Command line parameters

Four command line parameters will cause GoshawkDB to start and stop immediately:

  • -version
    Display the current version of GoshawkDB
  • -h
    Display help for the command line parameters.
  • -gen-cluster-cert
    Generate a new cluster certificate and key pair. The certificate and key pair are written to stdout in PEM format, so the output can easily be redirected to a file. The path to the generated certificate and key pair can be used as the value to the -cert parameter (see below).
  • -gen-client-cert
    Generate a new client certificate and key pair. The -cert parameter is required (see below). The generated certificate and key pair are written to stdout in PEM format, whilst the certificate fingerprint is written to stderr, so the certificate and key pair can be easily redirected to a file. The fingerprint can be added to the ClientCertificateFingerprints element of the configuration file to allow clients to authenticate using the generated certificate and key pair.
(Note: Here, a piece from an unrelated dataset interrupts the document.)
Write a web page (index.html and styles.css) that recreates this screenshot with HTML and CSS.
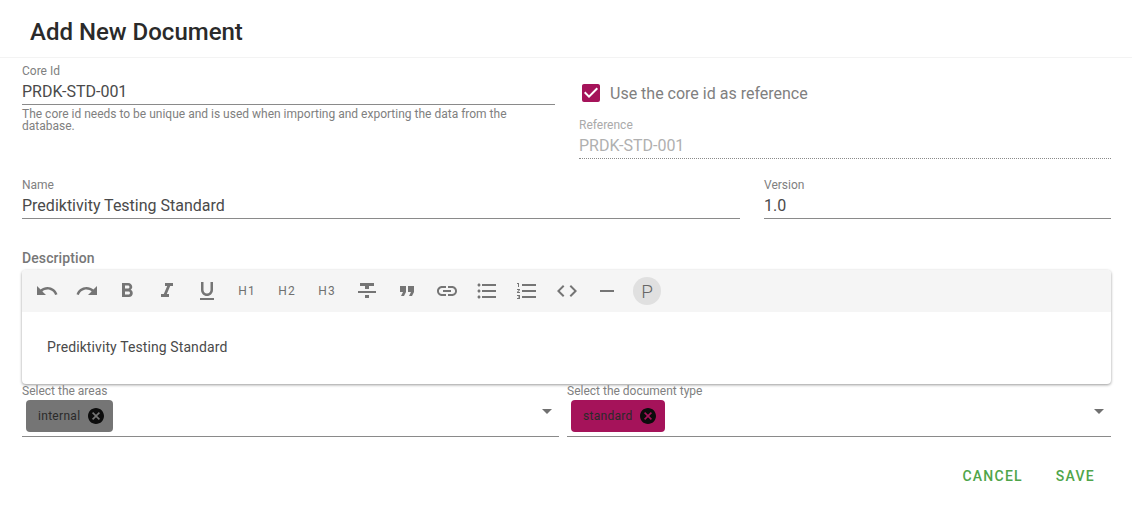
FILE: index.html
```html
<!DOCTYPE html>
<html lang="en">
<head>
    <meta charset="UTF-8">
    <meta name="viewport" content="width=device-width, initial-scale=1.0">
    <title>Add New Document</title>
    <link rel="stylesheet" href="styles.css">
</head>
<body>
    <div class="dialog">
        <header class="dialog-title">Add New Document</header>
        <form class="dialog-body">
            <div class="row row-core">
                <div class="col-core">
                    <div class="field">
                        <label class="field-label" for="coreId">Core Id</label>
                        <input class="field-input" id="coreId" type="text" value="PRDK-STD-001">
                    </div>
                    <p class="field-hint">The core id needs to be unique and is used when importing and exporting the data from the database.</p>
                </div>
                <div class="col-ref">
                    <label class="check">
                        <svg class="check-box" viewBox="3 3 18 18"><path d="M10,17L5,12L6.41,10.59L10,14.17L17.59,6.58L19,8M19,3H5C3.89,3 3,3.89 3,5V19A2,2 0 0,0 5,21H19A2,2 0 0,0 21,19V5C21,3.89 20.1,3 19,3Z"/></svg>
                        <span>Use the core id as reference</span>
                    </label>
                    <div class="field field-disabled">
                        <label class="field-label" for="reference">Reference</label>
                        <input class="field-input" id="reference" type="text" value="PRDK-STD-001" disabled>
                    </div>
                </div>
            </div>

            <div class="row row-name">
                <div class="field col-name">
                    <label class="field-label" for="docName">Name</label>
                    <input class="field-input" id="docName" type="text" value="Prediktivity Testing Standard">
                </div>
                <div class="field col-version">
                    <label class="field-label" for="version">Version</label>
                    <input class="field-input" id="version" type="text" value="1.0">
                </div>
            </div>

            <div class="editor-label">Description</div>
            <div class="editor">
                <div class="toolbar">
                    <button type="button" class="tool"><svg viewBox="0 0 24 24"><path d="M12.5,8C9.85,8 7.45,9 5.6,10.6L2,7V16H11L7.38,12.38C8.77,11.22 10.54,10.5 12.5,10.5C16.04,10.5 19.05,12.81 20.1,16L22.47,15.22C21.08,11.03 17.15,8 12.5,8Z"/></svg></button>
                    <button type="button" class="tool"><svg viewBox="0 0 24 24"><path d="M18.4,10.6C16.55,9 14.15,8 11.5,8C6.85,8 2.92,11.03 1.54,15.22L3.9,16C4.95,12.81 7.95,10.5 11.5,10.5C13.45,10.5 15.23,11.22 16.62,12.38L13,16H22V7L18.4,10.6Z"/></svg></button>
                    <button type="button" class="tool"><svg viewBox="0 0 24 24"><path d="M15.6 10.79c.97-.67 1.65-1.77 1.65-2.79 0-2.26-1.75-4-4-4H7v14h7.04c2.09 0 3.71-1.7 3.71-3.79 0-1.52-.86-2.82-2.15-3.42zM10 6.5h3c.83 0 1.5.67 1.5 1.5s-.67 1.5-1.5 1.5h-3v-3zm3.5 9H10v-3h3.5c.83 0 1.5.67 1.5 1.5s-.67 1.5-1.5 1.5z"/></svg></button>
                    <button type="button" class="tool"><svg viewBox="0 0 24 24"><path d="M10 4v3h2.21l-3.42 8H6v3h8v-3h-2.21l3.42-8H18V4z"/></svg></button>
                    <button type="button" class="tool"><svg viewBox="0 0 24 24"><path d="M12 17c3.31 0 6-2.69 6-6V3h-2.5v8c0 1.93-1.57 3.5-3.5 3.5S8.5 12.93 8.5 11V3H6v8c0 3.31 2.69 6 6 6zm-7 2v2h14v-2H5z"/></svg></button>
                    <button type="button" class="tool tool-text">H1</button>
                    <button type="button" class="tool tool-text">H2</button>
                    <button type="button" class="tool tool-text">H3</button>
                    <button type="button" class="tool"><svg viewBox="0 0 24 24"><path d="M10 19h4v-3h-4v3zM5 4v3h5v3h4V7h5V4H5zM3 14h18v-2H3v2z"/></svg></button>
                    <button type="button" class="tool"><svg viewBox="0 0 24 24"><path d="M6 17h3l2-4V7H5v6h3zm8 0h3l2-4V7h-6v6h3z"/></svg></button>
                    <button type="button" class="tool"><svg viewBox="0 0 24 24"><path d="M3.9 12c0-1.71 1.39-3.1 3.1-3.1h4V7H7c-2.76 0-5 2.24-5 5s2.24 5 5 5h4v-1.9H7c-1.71 0-3.1-1.39-3.1-3.1zM8 13h8v-2H8v2zm9-6h-4v1.9h4c1.71 0 3.1 1.39 3.1 3.1s-1.39 3.1-3.1 3.1h-4V17h4c2.76 0 5-2.24 5-5s-2.24-5-5-5z"/></svg></button>
                    <button type="button" class="tool"><svg viewBox="0 0 24 24"><path d="M4 10.5c-.83 0-1.5.67-1.5 1.5s.67 1.5 1.5 1.5 1.5-.67 1.5-1.5-.67-1.5-1.5-1.5zm0-6c-.83 0-1.5.67-1.5 1.5S3.17 7.5 4 7.5 5.5 6.83 5.5 6 4.83 4.5 4 4.5zm0 12c-.83 0-1.5.68-1.5 1.5s.68 1.5 1.5 1.5 1.5-.68 1.5-1.5-.67-1.5-1.5-1.5zM7 19h14v-2H7v2zm0-6h14v-2H7v2zm0-8v2h14V5H7z"/></svg></button>
                    <button type="button" class="tool"><svg viewBox="0 0 24 24"><path d="M2 17h2v.5H3v1h1v.5H2v1h3v-4H2v1zm1-9h1V4H2v1h1v3zm-1 3h1.8L2 13.1v.9h3v-1H3.2L5 10.9V10H2v1zm5-6v2h14V5H7zm0 14h14v-2H7v2zm0-6h14v-2H7v2z"/></svg></button>
                    <button type="button" class="tool"><svg viewBox="0 0 24 24"><path d="M9.4 16.6L4.8 12l4.6-4.6L8 6l-6 6 6 6 1.4-1.4zm5.2 0l4.6-4.6-4.6-4.6L16 6l6 6-6 6-1.4-1.4z"/></svg></button>
                    <button type="button" class="tool"><svg viewBox="0 0 24 24"><path d="M19 13H5v-2h14v2z"/></svg></button>
                    <button type="button" class="tool tool-p">P</button>
                </div>
                <div class="editor-content">Prediktivity Testing Standard</div>
            </div>

            <div class="row row-select">
                <div class="select select-areas">
                    <div class="select-label">Select the areas</div>
                    <div class="select-box">
                        <span class="chip chip-grey">internal
                            <svg class="chip-close" viewBox="2 2 20 20"><path d="M12,2C17.53,2 22,6.47 22,12C22,17.53 17.53,22 12,22C6.47,22 2,17.53 2,12C2,6.47 6.47,2 12,2M15.59,7L12,10.59L8.41,7L7,8.41L10.59,12L7,15.59L8.41,17L12,13.41L15.59,17L17,15.59L13.41,12L17,8.41L15.59,7Z"/></svg>
                        </span>
                        <svg class="select-arrow" viewBox="7 10 10 5"><path d="M7,10L12,15L17,10H7Z"/></svg>
                    </div>
                </div>
                <div class="select select-type">
                    <div class="select-label">Select the document type</div>
                    <div class="select-box">
                        <span class="chip chip-pink">standard
                            <svg class="chip-close" viewBox="2 2 20 20"><path d="M12,2C17.53,2 22,6.47 22,12C22,17.53 17.53,22 12,22C6.47,22 2,17.53 2,12C2,6.47 6.47,2 12,2M15.59,7L12,10.59L8.41,7L7,8.41L10.59,12L7,15.59L8.41,17L12,13.41L15.59,17L17,15.59L13.41,12L17,8.41L15.59,7Z"/></svg>
                        </span>
                        <svg class="select-arrow" viewBox="7 10 10 5"><path d="M7,10L12,15L17,10H7Z"/></svg>
                    </div>
                </div>
            </div>

            <div class="actions">
                <button type="button" class="btn-text">Cancel</button>
                <button type="button" class="btn-text">Save</button>
            </div>
        </form>
    </div>
</body>
</html>
```

FILE: styles.css
```css
body {
    font-family: 'Roboto', 'Liberation Sans', sans-serif;
    background-color: #ffffff;
    color: #333;
    margin: 0;
    padding: 0;
}

.dialog {
    width: 1132px;
    height: 507px;
    overflow: hidden;
}

.dialog-title {
    height: 58px;
    box-sizing: border-box;
    padding: 16px 30px 0;
    font-size: 24px;
    line-height: 32px;
    font-weight: 500;
    color: #2a2a2a;
    border-bottom: 1px solid #f3f3f3;
}

.dialog-body {
    padding: 6px 21px 0 22px;
}

.row {
    display: flex;
}

/* text fields */
.field-label {
    display: block;
    font-size: 12px;
    line-height: 14px;
    color: #808080;
}

.field-input {
    display: block;
    width: 100%;
    box-sizing: border-box;
    height: 27px;
    padding: 0;
    border: none;
    border-bottom: 1px solid #8a8a8a;
    outline: none;
    background: none;
    font-family: inherit;
    font-size: 16px;
    color: #4a4a4a;
}

.field-hint {
    margin: 3px 0 0;
    font-size: 12px;
    line-height: 12px;
    color: #808080;
}

.row-core {
    height: 114px;
    gap: 24px;
}

.col-core {
    width: 533px;
}

.col-ref {
    width: 532px;
}

.check {
    display: flex;
    align-items: center;
    height: 18px;
    margin: 20px 0 0 3px;
    font-size: 16px;
    color: #808080;
}

.check-box {
    width: 18px;
    height: 18px;
    margin-right: 10px;
    fill: #a5135a;
}

.field-disabled {
    margin-top: 16px;
}

.field-disabled .field-label {
    color: #aaa;
}

.field-disabled .field-input {
    color: #b0b0b0;
    border-bottom: 1px dotted #8a8a8a;
}

.row-name {
    gap: 24px;
}

.col-name {
    width: 718px;
}

.col-version {
    width: 347px;
}

/* editor */
.editor-label {
    margin-top: 31px;
    font-size: 14px;
    line-height: 16px;
    font-weight: 500;
    letter-spacing: 0.1px;
    color: #777;
}

.editor {
    margin-top: 4px;
    width: 1089px;
    height: 114px;
    border-radius: 4px;
    overflow: hidden;
    box-shadow: 0 1px 3px rgba(0, 0, 0, 0.4);
}

.toolbar {
    display: flex;
    align-items: center;
    gap: 12px;
    height: 42px;
    padding-left: 11px;
    background-color: #f5f5f5;
}

.tool {
    display: flex;
    align-items: center;
    justify-content: center;
    flex: none;
    width: 28px;
    height: 28px;
    padding: 0;
    border: none;
    border-radius: 50%;
    background: none;
    font-family: inherit;
    color: #707070;
}

.tool svg {
    width: 24px;
    height: 24px;
    fill: #757575;
}

.tool-text {
    font-size: 12px;
    letter-spacing: 1px;
}

.tool-p {
    font-size: 19px;
    font-weight: 300;
    color: #666;
    background-color: #e0e0e0;
}

.editor-content {
    padding: 26px 25px 0;
    font-size: 14px;
    line-height: 18px;
    letter-spacing: 0.1px;
    color: #4a4a4a;
}

/* selects */
.row-select {
    gap: 8px;
}

.select-areas {
    width: 537px;
}

.select-type {
    width: 544px;
}

.select-label {
    font-size: 12px;
    line-height: 14px;
    color: #808080;
}

.select-box {
    display: flex;
    align-items: flex-start;
    justify-content: space-between;
    height: 39px;
    box-sizing: border-box;
    padding: 2px 7px 0 4px;
    border-bottom: 1px solid #8a8a8a;
}

.select-arrow {
    width: 10px;
    height: 5px;
    margin-top: 9px;
    fill: #707070;
}

.chip {
    display: inline-flex;
    align-items: center;
    height: 32px;
    padding: 0 9px 0 12px;
    border-radius: 4px;
    font-size: 12px;
    letter-spacing: 0.3px;
    color: #2a2a2a;
}

.chip-grey {
    background-color: #757575;
}

.chip-pink {
    background-color: #a5135a;
}

.chip-close {
    width: 16px;
    height: 16px;
    margin-left: 8px;
    fill: #0c0c0c;
}

.chip-pink .chip-close {
    margin-left: 7px;
}

/* buttons */
.actions {
    display: flex;
    justify-content: flex-end;
    gap: 33px;
    margin-top: 29px;
    padding-right: 16px;
}

.btn-text {
    padding: 0;
    border: none;
    background: none;
    font-family: inherit;
    font-size: 14px;
    line-height: 20px;
    font-weight: 500;
    letter-spacing: 1.25px;
    text-transform: uppercase;
    color: #4fa54a;
}
```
There are four further command line parameters for running the server:

  • -config /path/to/config.json
    The path to the configuration file documented above. This only needs to be provided the first time the node is started in the cluster, though it causes no problems to always be provided.
  • -cert /path/to/clusterCert.pem
    The path to the cluster certificate and key pair in PEM format as generated by the -gen-cluster-cert parameter. Note that this parameter is also required by the -gen-client-cert parameter (see above). The certificate and key pair are loaded from the file once at startup.
  • -dir /path/to/directory
    The path to the directory in which GoshawkDB should write data. GoshawkDB will create the directory if it doesn't exist. All data is saved within this directory.
  • -port 9999
    Defines the port on which GoshawkDB will listen for connections. GoshawkDB uses the same port for both client-to-server and server-to-server connections. If this parameter is not provided then default port of 7894 is used.